Ya sé que no es el peor caso ni por número de trabajadores ni por función social pero la situación que atraviesan los Paradores me resulta especialmente triste. Son más de 600 los trabajadores afectados en toda España que, comparados solo con RTVV y sus más de 1000 despidos, no constituyen una cifra escandalosa, aunque para cada familia haya un drama detrás.
Tampoco son comparables las consecuencias de ese recorte frente a lo que supone cerrar un centro de salud, una escuela rural o un centro de día para dependientes. Lo sé. Pero han cumplido un papel revitalizador de ciertas zonas y recuperador de determinados edificios que, de otro modo, se hubieran perdido.
Aunque los hay construidos ex novo, lo emblemático de Paradores era rehabilitar palacios, monasterios o edificios nobiliarios y construir en ellos un entorno de ensueño que, por unas noches, era capaz de transportarte al siglo XVI o al Medievo.
Andar por pasillos de piedra recia, abrir portones de madera chirriantes o dormir junto a una armadura de caballero hidalgo evoca pasajes de la historia de España como pocos parques temáticos podrían hacer.
El retumbar de unas pisadas o el frío de los claustros parece traer ecos de cascos de caballo en la batalla o de cantos monacales en vísperas. Es el plus que no puede ofrecer ningún otro hotel porque en ellos está el rastro histórico, no es una recreación ni una puesta en escena. Son escenarios vivos de lo sucedido. Y escenarios ubicados en localidades egregias en su tiempo pero hoy perdidas y olvidadas.

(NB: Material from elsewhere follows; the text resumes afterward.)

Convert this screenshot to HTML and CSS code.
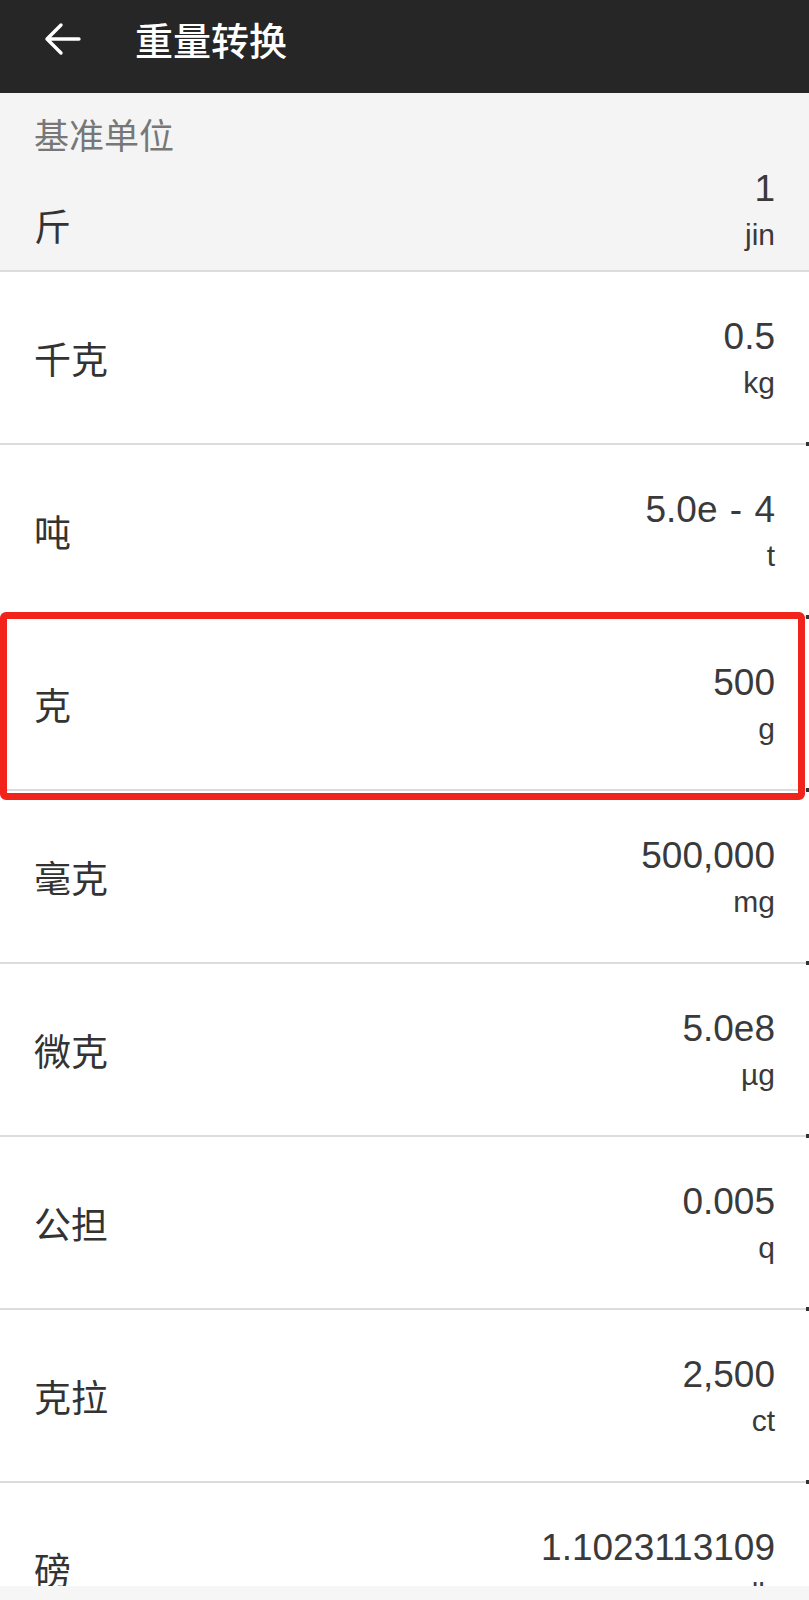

Durante décadas en Europa hemos visto cómo grandes edificios se mantenían por la acción del Estado o por el interés de los bancos que querían tener sedes nobiliarias. Ellos las salvaban. Como Paradores. Lo que no han sabido es adaptarse al low cost: se expandieron como si lo fueran pero mantuvieron los precios como si no. Y, ahora, tenemos el resultado. Triste resultado.